Tuesday, Dec. 6, 2011 | 6:40 p.m.
- Coroner's inquest postponed due to court challenge (7-8-2011)
- Police union says changes to coroner’s inquest unconstitutional (6-21-2011)
- Police union will try to block coroner’s inquest changes (6-20-2011)
- First coroner’s inquest under new rules is set for July 12 (6-3-2011)
- November police killing inching closer to inquest under new rules (5-6-2011)
Clark County’s new coroner’s inquest process for police shootings does not violate the rights of police officers whose actions are examined, a federal judge ruled Monday.
U.S. District Judge Philip Pro rejected a constitutional due process challenge to the new inquest ordinance filed by three police officers.
But Pro sent the case to state court for further litigation on another issue: Whether the new ordinance and the revised inquest process violate the Nevada Constitution’s separation of powers clause.
The challenge to the inquest process was filed by attorneys for Las Vegas Metropolitan Police Department officers Phillip Zaragoza, Michael Franco and Pete Kruse.

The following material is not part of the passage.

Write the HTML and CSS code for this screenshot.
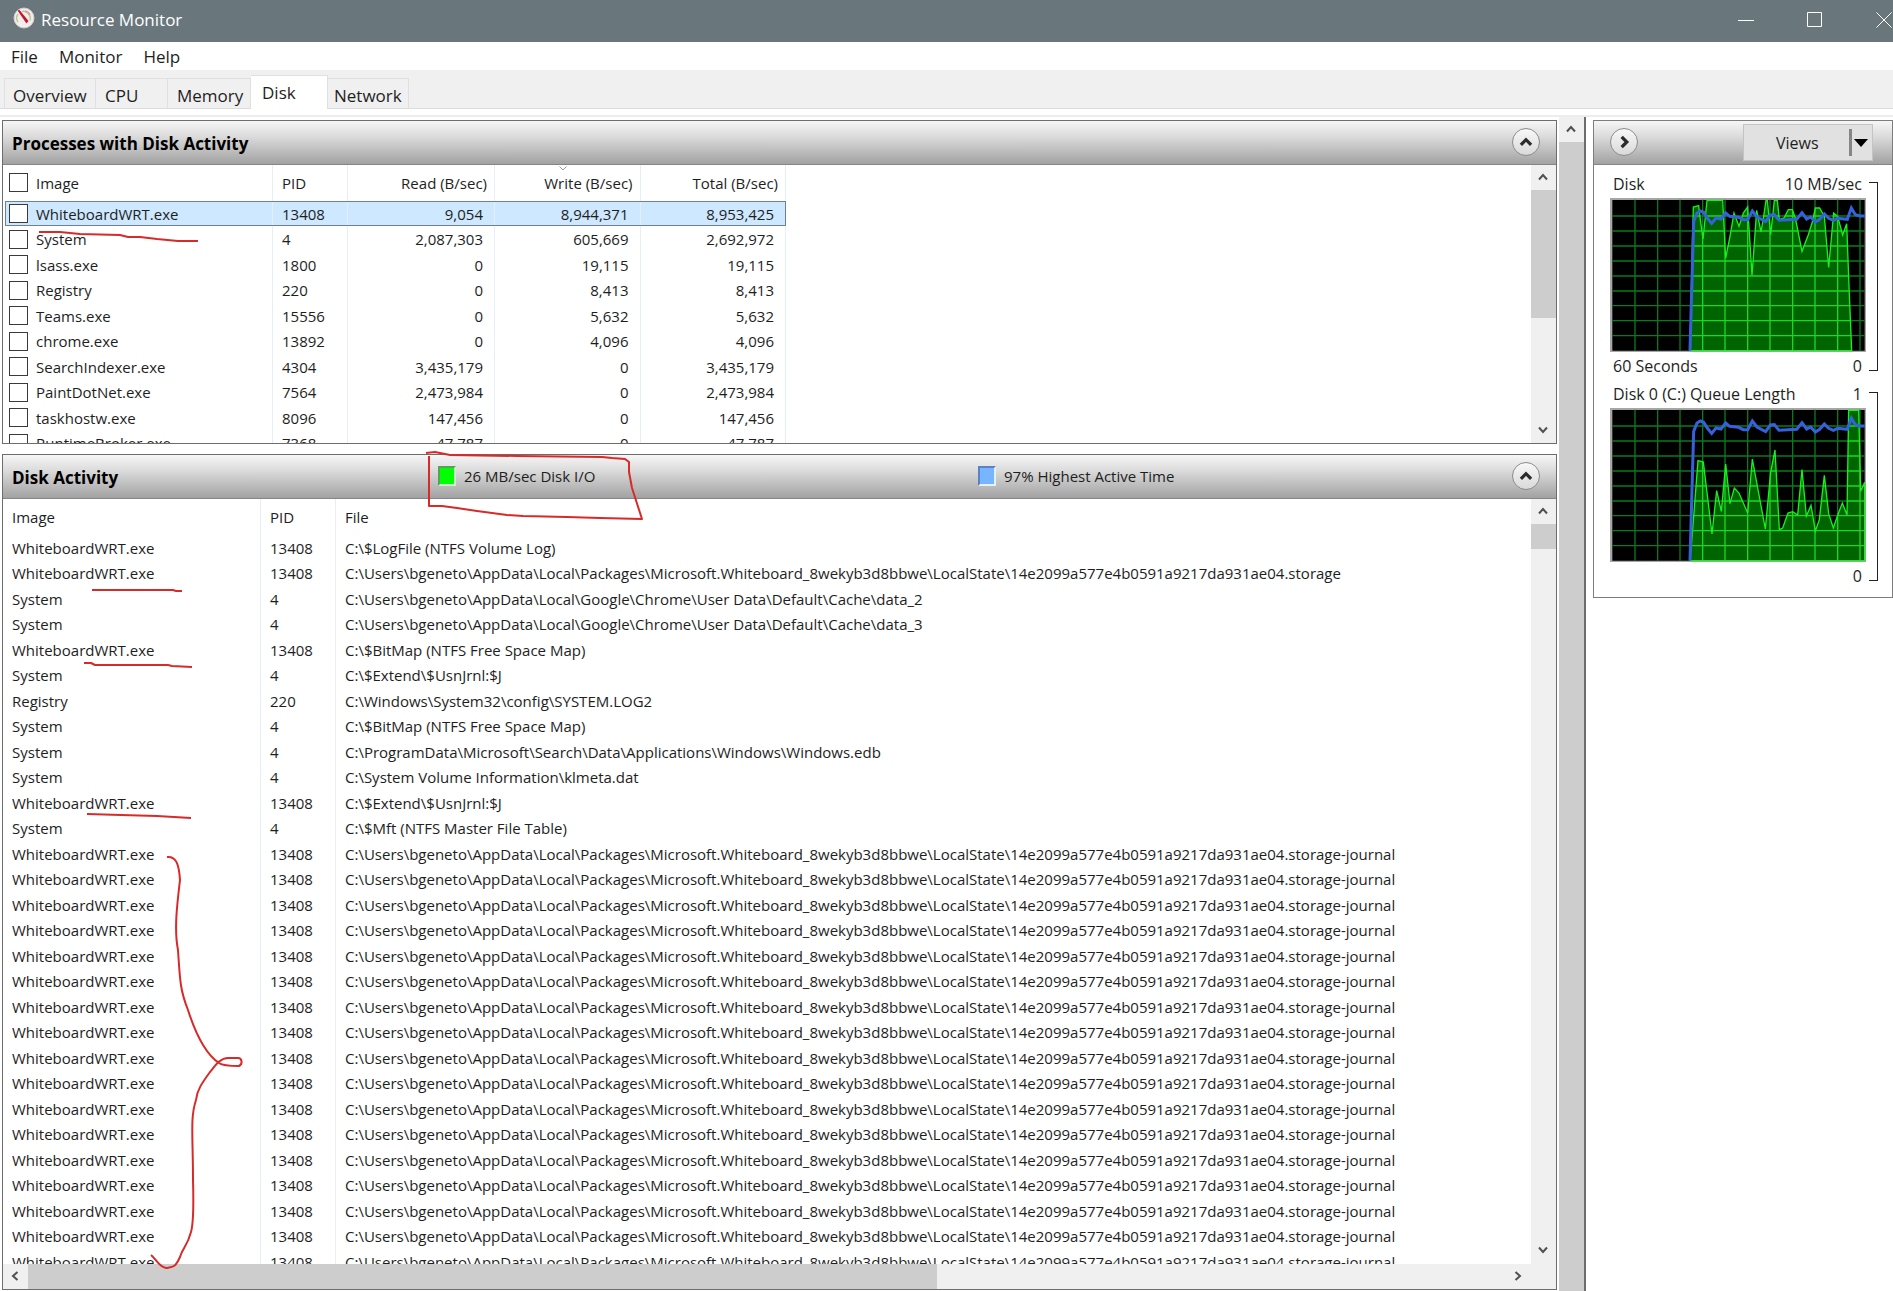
FILE: index.html
```html
<!DOCTYPE html>
<html lang="en">
<head>
<meta charset="utf-8">
<title>Resource Monitor</title>
<link rel="stylesheet" href="styles.css">
</head>
<body>
<svg class="defs" aria-hidden="true">
  <symbol id="chev-up" viewBox="0 0 12 12"><path d="M2 8.500 6 4l4 4.500" fill="none" stroke="#505050" stroke-width="2"/></symbol>
  <symbol id="chev-down" viewBox="0 0 12 12"><path d="M2 3.500 6 8l4-4.500" fill="none" stroke="#505050" stroke-width="2"/></symbol>
  <symbol id="chev-left" viewBox="0 0 12 12"><path d="M8.500 2 4 6l4.500 4" fill="none" stroke="#505050" stroke-width="2"/></symbol>
  <symbol id="chev-right" viewBox="0 0 12 12"><path d="M3.500 2 8 6l-4.500 4" fill="none" stroke="#505050" stroke-width="2"/></symbol>
  <symbol id="fold" viewBox="0 0 28 28"><path d="M8.500 17 14 11.500 19.500 17" fill="none" stroke="#2b2b2b" stroke-width="3.500"/></symbol>
  <symbol id="unfold" viewBox="0 0 28 28"><path d="M11.500 8.500 17 14l-5.500 5.500" fill="none" stroke="#2b2b2b" stroke-width="3.500"/></symbol>
</svg>

<header class="titlebar">
  <svg class="app-icon" viewBox="0 0 22 22"><circle cx="11" cy="11" r="10" fill="#f3eeee" stroke="#d3cccb" stroke-width="1"/><path d="M5 15a7 7 0 0 1 0-8M9 4.500a7 7 0 0 1 8 9" fill="none" stroke="#b9c98f" stroke-width="1.500"/><path d="M12 4a7 7 0 0 1 5 4" fill="none" stroke="#d8a0a0" stroke-width="1.500"/><path d="m4.500 3.500 2-.5 9 11-2 2.500z" fill="#c4162a"/></svg>
  <h1 class="title">Resource Monitor</h1>
  <div class="caption">
    <button aria-label="Minimize"><svg width="16" height="16"><path d="M0 8.500h16" stroke="#fff"/></svg></button>
    <button aria-label="Maximize"><svg width="16" height="16"><path d="M.5.5h14v14H.5z" fill="none" stroke="#fff"/></svg></button>
    <button aria-label="Close"><svg width="16" height="16"><path d="m.5.5 15 15m0-15-15 15" stroke="#fff"/></svg></button>
  </div>
</header>

<nav class="menu"><button>File</button><button>Monitor</button><button>Help</button></nav>

<div class="tabs" role="tablist">
  <button class="tab tab-overview" role="tab">Overview</button>
  <button class="tab tab-cpu" role="tab">CPU</button>
  <button class="tab tab-memory" role="tab">Memory</button>
  <button class="tab tab-disk active" role="tab" aria-selected="true">Disk</button>
  <button class="tab tab-network" role="tab">Network</button>
</div>
<div class="tab-edge"></div>

<main class="workspace">
  <div class="panels">
    <section class="panel processes">
      <header class="panel-head">
        <h2>Processes with Disk Activity</h2>
        <button class="round" aria-label="Collapse processes"><svg><use href="#fold"/></svg></button>
      </header>
      <div class="panel-body">
        <div class="clip">
          <table class="grid proc-grid">
            <colgroup><col class="c-image"><col class="c-pid"><col class="c-read"><col class="c-rate"><col class="c-rate"></colgroup>
            <thead><tr>
              <th><label class="pick"><input type="checkbox"><span>Image</span></label></th>
              <th>PID</th><th class="num">Read (B/sec)</th>
              <th class="num sorted">Write (B/sec)<svg class="sort" width="8" height="5"><path d="m.5.5 3.500 3.500L7.500.5" fill="none" stroke="#999"/></svg></th>
              <th class="num">Total (B/sec)</th>
            </tr></thead>
            <tbody id="processes"></tbody>
          </table>
        </div>
        <div class="vbar">
          <button aria-label="Scroll up"><svg><use href="#chev-up"/></svg></button>
          <div class="track"><div class="thumb thumb-proc"></div></div>
          <button aria-label="Scroll down"><svg><use href="#chev-down"/></svg></button>
        </div>
      </div>
    </section>

    <section class="panel activity">
      <header class="panel-head">
        <h2>Disk Activity</h2>
        <p class="legend"><i class="swatch io"></i>26 MB/sec Disk I/O</p>
        <p class="legend"><i class="swatch busy"></i>97% Highest Active Time</p>
        <button class="round" aria-label="Collapse disk activity"><svg><use href="#fold"/></svg></button>
      </header>
      <div class="panel-body">
        <div class="stack">
          <div class="clip">
            <table class="grid file-grid">
              <colgroup><col class="c-name"><col class="c-id"><col></colgroup>
              <thead><tr><th>Image</th><th>PID</th><th>File</th></tr></thead>
              <tbody id="files"></tbody>
            </table>
          </div>
          <div class="hbar">
            <button aria-label="Scroll left"><svg><use href="#chev-left"/></svg></button>
            <div class="track"><div class="thumb"></div></div>
            <button aria-label="Scroll right"><svg><use href="#chev-right"/></svg></button>
          </div>
        </div>
        <div class="vbar">
          <button aria-label="Scroll up"><svg><use href="#chev-up"/></svg></button>
          <div class="track"><div class="thumb thumb-file"></div></div>
          <button aria-label="Scroll down"><svg><use href="#chev-down"/></svg></button>
          <div class="corner"></div>
        </div>
      </div>
    </section>
  </div>

  <div class="vbar outer">
    <button aria-label="Scroll page up"><svg><use href="#chev-up"/></svg></button>
    <div class="track"><div class="thumb"></div></div>
  </div>

  <aside class="side">
    <header class="panel-head side-head">
      <button class="round" aria-label="Hide charts"><svg><use href="#unfold"/></svg></button>
      <button class="views"><span>Views</span><i class="divider"></i><svg width="14" height="8"><path d="M0 0h14L7 8z"/></svg></button>
    </header>
    <div class="charts">
      <figure class="chart">
        <figcaption>Disk</figcaption><span class="max">10 MB/sec</span>
        <svg class="plot" viewBox="150 595 768 462" preserveAspectRatio="none">
          <defs><clipPath id="a1"><path id="p1" d="M390 1053 398 700 400 622 416 618 421 660 429 718 441 602H488L497 775 510 710 522 640 537 680 550 640 563 622 568 700 576 827 590 632 603 697 611 650 618 602H622L632 705 643 602H652L658 660 672 655 685 630H697L706 655 726 755 745 705 757 667 766 625H779L793 650 806 803 821 640 833 650 848 706 860 672 867 860 875 1053z"/></clipPath>
          <path id="lines" d="M225 600V1053M293 600V1053M360 600V1053M428 600V1053M495 600V1053M563 600V1053M630 600V1053M698 600V1053M765 600V1053M833 600V1053M900 600V1053M157 649H914M157 694H914M157 739H914M157 784H914M157 829H914M157 874H914M157 918H914M157 963H914M157 1008H914"/></defs>
          <path d="M150 595h768v462H150z" fill="#a6a6a6"/><path d="M157 601h757v452H157z"/>
          <use href="#lines" stroke="#0b7a1d" stroke-width="4"/>
          <use href="#p1" fill="#006400"/>
          <use href="#lines" stroke="#1cd822" stroke-width="4" clip-path="url(#a1)"/>
          <use href="#p1" fill="none" stroke="#17f01d" stroke-width="4"/>
          <path id="busy" d="M390 1053 401 665 411 640 421 634 431 638 442 655 455 671 468 655 483 658 497 640 509 650 536 653 550 660H563L577 634 591 652 617 666 631 646 643 645 657 662 710 659 726 639 740 658 752 652 766 667 779 659 793 643 806 656 820 662 833 656 862 659 874 625 886 645 900 649H914" fill="none" stroke="#3562dc" stroke-width="9"/>
        </svg>
        <span class="span">60 Seconds</span><span class="min">0</span>
        <i class="bracket"></i>
      </figure>
      <figure class="chart">
        <figcaption>Disk 0 (C:) Queue Length</figcaption><span class="max">1</span>
        <svg class="plot" viewBox="150 595 768 462" preserveAspectRatio="none">
          <defs><clipPath id="a2"><path id="p2" d="M390 1053 398 960 414 753 430 757 456 973 470 843 484 905 497 763 510 882 523 835 537 850 563 910 577 748 616 958 632 787 645 721 658 960 668 955 684 910 698 906 713 916 726 780 739 919 753 887 766 964 778 930 793 797 806 912 820 955 834 914 847 880 861 916 866 602H896L902 845 914 818V1053z"/></clipPath></defs>
          <path d="M150 595h768v462H150z" fill="#a6a6a6"/><path d="M157 601h757v452H157z"/>
          <use href="#lines" stroke="#0b7a1d" stroke-width="4"/>
          <use href="#p2" fill="#006400"/>
          <use href="#lines" stroke="#1cd822" stroke-width="4" clip-path="url(#a2)"/>
          <use href="#p2" fill="none" stroke="#17f01d" stroke-width="4"/>
          <use href="#busy"/>
        </svg>
        <span class="min">0</span>
        <i class="bracket"></i>
      </figure>
    </div>
  </aside>
</main>

<svg class="ink" width="660" height="1291" aria-hidden="true">
  <path d="M39 232H60L80 234 120 235 128 237H140L157 239 178 241H198M87 814 121 815 157 816 191 818"/>
  <path d="M426 453 435 452 450 455 517 456 602 457 612 458 625 459 629 462V472L632 488 642 519 600 518 567 517 523 516 507 515 477 511 457 508 442 506 429 506V456"/>
  <path d="M92 590H173L176 591H182M84 663H91L95 665H168L172 666 192 667"/>
  <path d="M167 857C176 856 179 864 180 880 177 905 174 930 178 950 180 980 180 990 188 1010 196 1035 207 1055 219 1063 223 1066 232 1066 239 1066 243 1064 242 1058 238 1058H228C220 1058 215 1066 210 1072 202 1083 197 1090 196 1100 190 1118 193 1135 193 1180 194 1215 193 1225 191 1232 187 1247 183 1247 180 1257 175 1268 173 1267 166 1268 159 1267 156 1259 151 1255"/>
</svg>
<script src="script.js"></script>
</body>
</html>
```
FILE: styles.css
```css
* { box-sizing: border-box; }

body {
  margin: 0;
  height: 100vh;
  min-height: 640px;
  display: flex;
  flex-direction: column;
  overflow: hidden;
  position: relative;
  background: #fff;
  color: #1e1e1e;
  font: 16px/20px "Open Sans", "Noto Sans", sans-serif;
}

h1, h2, p, figure { margin: 0; }

button {
  border: 0;
  padding: 0;
  background: none;
  color: inherit;
  font: inherit;
}

.defs { position: absolute; width: 0; height: 0; }

/* Title bar */
.titlebar {
  display: flex;
  align-items: center;
  flex: none;
  height: 42px;
  padding-left: 13px;
  background: #69777d;
  color: #fff;
  overflow: hidden;
}
.app-icon { width: 22px; height: 22px; margin-bottom: 6px; }
.title { flex: 1; margin-left: 6px; padding-bottom: 3px; font-size: 17px; font-weight: 400; }
.caption { display: flex; margin-right: -25px; }
.caption button { width: 69px; height: 38px; padding-bottom: 2px; display: grid; place-items: center; }

/* Menu and tabs */
.menu { display: flex; flex: none; gap: 21px; height: 28px; padding: 1px 0 0 11px; font-size: 17px; }

.tabs {
  display: flex;
  flex: none;
  align-items: flex-end;
  height: 39px;
  padding-left: 4px;
  background: #f0f0f0;
  border-bottom: 1px solid #dcdcdc;
  font-size: 17px;
}
.tab {
  height: 30px;
  padding: 4px 0 0 9px;
  border: 1px solid #e0e0e0;
  border-left-width: 0;
  border-bottom: 0;
  text-align: left;
}
.tab-overview { width: 92px; padding-left: 8px; border-left-width: 1px; }
.tab-cpu { width: 72px; }
.tab-memory { width: 83px; }
.tab-disk { width: 77px; }
.tab-network { width: 81px; padding-left: 6px; }
.tab.active { height: 34px; margin-bottom: -1px; padding: 0 0 0 11px; background: #fff; }
.tab-edge { flex: none; height: 8px; border-bottom: 2px solid #ededed; }

/* Work area */
.workspace { display: flex; flex: 1; min-height: 0; padding-left: 2px; }
.panels { display: flex; flex: 1; flex-direction: column; gap: 10px; min-width: 0; padding: 3px 2px 1px 0; }
.panel { display: flex; flex-direction: column; border: 1px solid #6d6d6d; min-height: 0; }
.processes { flex: none; height: 324px; }
.activity { flex: 1; }

.panel-head {
  display: flex;
  flex: none;
  align-items: center;
  justify-content: space-between;
  height: 44px;
  padding: 0 16px 1px 9px;
  border-bottom: 1px solid #858585;
  background: linear-gradient(#f6f6f6, #dcdcdc 35%, #a2a2a2);
}
.panel-head h2 { padding-top: 3px; color: #000; font-size: 17px; font-weight: 700; }
.activity .panel-head { display: grid; grid-template-columns: 426px 540px 1fr auto; }

.round {
  width: 28px;
  height: 28px;
  border: 1px solid #8c8c8c;
  border-radius: 50%;
  background: linear-gradient(#f8f8f8, #d9d9d9);
}
.round svg { display: block; width: 26px; height: 26px; }

.legend { display: flex; align-items: center; gap: 8px; font-size: 15px; }
.swatch { width: 18px; height: 20px; border: 2px solid; }
.io { background: #00ff00; border-color: #5aa05a #c8f5c8 #c8f5c8 #5aa05a; }
.busy { background: #78b4ff; border-color: #5b82c4 #e2f0ff #e2f0ff #5b82c4; }

.panel-body { display: flex; flex: 1; min-height: 0; }
.stack { display: flex; flex: 1; flex-direction: column; min-width: 0; }
.clip { flex: 1; min-width: 0; min-height: 0; overflow: hidden; }

/* Tables */
.grid { border-collapse: separate; border-spacing: 0; table-layout: fixed; white-space: nowrap; font-size: 15px; }
.grid th { height: 36px; font-weight: 400; text-align: left; }
.grid td { height: 25px; }
.grid tr:nth-child(even) td { height: 26px; }
.grid th, .grid td { padding: 0 9px; border-right: 1px solid #e6eff6; }
.grid th { padding-bottom: 1px; }
.grid .num { text-align: right; }
.grid td.num { padding-right: 11px; }
.grid th.num { padding-right: 7px; }

.proc-grid { width: 781px; margin-left: 2px; }
.c-image { width: 268px; }
.c-pid { width: 75px; }
.c-read { width: 147px; }
.proc-grid th:first-child, .proc-grid td:first-child { padding-left: 4px; }
.proc-grid .selected { outline: 1px solid #6b8296; outline-offset: -1px; background: #cde8ff; }
.sorted { position: relative; }
.sort { position: absolute; top: 1px; right: 50%; }

.pick { display: flex; align-items: center; gap: 8px; }
.pick input {
  appearance: none;
  flex: none;
  width: 19px;
  height: 19px;
  margin: 0;
  border: 1px solid #3a3a3a;
  background: #fff;
}

.file-grid { width: 100%; }
.c-name { width: 258px; }
.c-id { width: 75px; }
.file-grid th:last-child, .file-grid td:last-child { border-right: 0; }

/* Scroll bars */
.vbar { display: flex; flex: none; flex-direction: column; width: 25px; background: #f0f0f0; }
.vbar button, .hbar button { flex: none; display: grid; place-items: center; width: 25px; height: 25px; padding: 0 2px 1px 0; }
.vbar svg, .hbar svg { width: 12px; height: 12px; }
.track { flex: 1; min-width: 0; min-height: 0; }
.thumb { height: 100%; background: #cdcdcd; }
.thumb-proc { height: 56%; }
.thumb-file { height: 25px; }
.corner { height: 26px; }
.hbar { display: flex; flex: none; height: 25px; background: #f0f0f0; }
.hbar .thumb { width: 61.5%; }
.outer { width: 27px; border-right: 2px solid #6d6d6d; }

/* Chart column */
.side { flex: none; align-self: flex-start; width: 300px; margin: 3px 0 0 7px; border: 1px solid #7d7d7d; }
.side-head { padding: 0 19px 1px 16px; }
.views { display: flex; align-items: center; width: 130px; height: 37px; padding: 1px 4px 0 32px; border: 1px solid #c4c4c4; background: #e1e1e1; font-size: 16px; }
.views span { flex: 1; text-align: left; }
.divider { width: 3px; height: 27px; margin-right: 2px; background: #868686; }

.charts { padding: 5px 14px 7px 16px; }
.chart {
  display: grid;
  grid-template-columns: 1fr auto 12px;
  grid-template-rows: 28px 154px 28px;
  align-items: center;
  font-size: 16px;
}
.chart figcaption, .span { padding-left: 3px; }
.max, .min { grid-column: 2; padding-right: 4px; text-align: right; }
.plot { grid-column: 1 / 3; width: 100%; height: 154px; }
.span { grid-row: 3; }
.min { grid-row: 3; }
.bracket {
  grid-column: 3;
  grid-row: 1 / 4;
  align-self: stretch;
  margin: 12px 0 9px 3px;
  border: 1px solid #222;
  border-left: 0;
}

/* Hand-drawn marks over the window */
.ink { position: absolute; top: 0; left: 0; pointer-events: none; }
.ink path { fill: none; stroke: #d92a2a; stroke-width: 2; stroke-linejoin: round; }
```
FILE: script.js
```js
const processes = [
  ["WhiteboardWRT.exe", 13408, "9,054", "8,944,371", "8,953,425"],
  ["System", 4, "2,087,303", "605,669", "2,692,972"],
  ["lsass.exe", 1800, "0", "19,115", "19,115"],
  ["Registry", 220, "0", "8,413", "8,413"],
  ["Teams.exe", 15556, "0", "5,632", "5,632"],
  ["chrome.exe", 13892, "0", "4,096", "4,096"],
  ["SearchIndexer.exe", 4304, "3,435,179", "0", "3,435,179"],
  ["PaintDotNet.exe", 7564, "2,473,984", "0", "2,473,984"],
  ["taskhostw.exe", 8096, "147,456", "0", "147,456"],
  ["RuntimeBroker.exe", 7368, "47,787", "0", "47,787"],
];

const user = "C:\\Users\\bgeneto\\AppData\\Local\\";
const store = user + "Packages\\Microsoft.Whiteboard_8wekyb3d8bbwe\\LocalState\\14e2099a577e4b0591a9217da931ae04.storage";
const board = ["WhiteboardWRT.exe", 13408];
const system = ["System", 4];

const files = [
  [...board, "C:\\$LogFile (NTFS Volume Log)"],
  [...board, store],
  [...system, user + "Google\\Chrome\\User Data\\Default\\Cache\\data_2"],
  [...system, user + "Google\\Chrome\\User Data\\Default\\Cache\\data_3"],
  [...board, "C:\\$BitMap (NTFS Free Space Map)"],
  [...system, "C:\\$Extend\\$UsnJrnl:$J"],
  ["Registry", 220, "C:\\Windows\\System32\\config\\SYSTEM.LOG2"],
  [...system, "C:\\$BitMap (NTFS Free Space Map)"],
  [...system, "C:\\ProgramData\\Microsoft\\Search\\Data\\Applications\\Windows\\Windows.edb"],
  [...system, "C:\\System Volume Information\\klmeta.dat"],
  [...board, "C:\\$Extend\\$UsnJrnl:$J"],
  [...system, "C:\\$Mft (NTFS Master File Table)"],
  ...Array.from({ length: 17 }, () => [...board, store + "-journal"]),
];

document.getElementById("processes").innerHTML = processes.map(([name, pid, ...rates], i) =>
  `<tr${i === 0 ? ' class="selected"' : ""}><td><label class="pick"><input type="checkbox"><span>${name}</span></label></td><td>${pid}</td>${rates.map(r => `<td class="num">${r}</td>`).join("")}</tr>`
).join("");

document.getElementById("files").innerHTML = files.map(row =>
  `<tr>${row.map(cell => `<td>${cell}</td>`).join("")}</tr>`
).join("");
```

They were involved in the shooting death of Benjamin Bowman in November 2010 at a PT’s Pub during an incident in which investigators said Bowman had taken a bartender hostage with a knife during a robbery.
The coroner’s inquest into that shooting would have been the first under changes approved in December 2010 by the Clark County Commission, which for years had heard complaints the inquests were one-sided and always cleared police officers.
Changes include the establishment of an ombudsman to represent the victim’s family, the release of key evidence and investigative files and the restructuring of meetings before the inquest hearing.
The Las Vegas Police Protective Association complained the new process wouldn’t be fair to officers as it would turn the system into an adversarial one pitting officers against the families of those shot and killed by police.
Pro, in Monday’s ruling, found the coroner’s inquest system as revised is not a system that jeopardizes officers’ rights as it’s intended to determine the facts about a shooting, and not to assign guilt or innocence.
"The inquest is designed to be an investigatory body, not an adjudicatory or accusatory body. It does not adjudicate any legal rights. It does not recommend any particular action to any other entity, including the district attorney’s office. Whether to initiate criminal charges following an inquest remains solely within the discretion of the prosecuting authorities," Pro wrote in his ruling. "The fact that officers may face reputational harms, may suffer adverse employment actions or may become the subject of a future civil or criminal proceeding are speculative collateral consequences that do not trigger due process guarantees."
Pro also rejected claims by the officers that their equal protection rights under the U.S. Constitution would be violated as private citizens involved in shootings don’t face inquests.
"The County Commission rationally could have concluded that because police officers in essence investigate themselves in an officer involved death, and because the district attorney’s office has either a real or perceived relationship with police officers that it does not have with the average citizen, different procedures are required to ensure both actual meaningful review of police conduct and to preserve the appearance of balanced, meaningful review," the judge wrote.
However, he sent the case back to Clark County District Court on the issue of whether having a justice of the peace preside over the inquests violates the separation clause of the state Constitution.
The issue there is whether the justice of the peace is performing an executive function as opposed to a judicial function authorized by the Nevada Legislature.
Pro found the state court is better suited than the federal court to interpret Nevada law on that issue.
That would indicate the challenge to the inquest process will continue for some time and could end up in the Nevada Supreme Court.
The officers’ attorneys also have the option of appealing Pro’s ruling of Monday, though as of Tuesday they had not done so.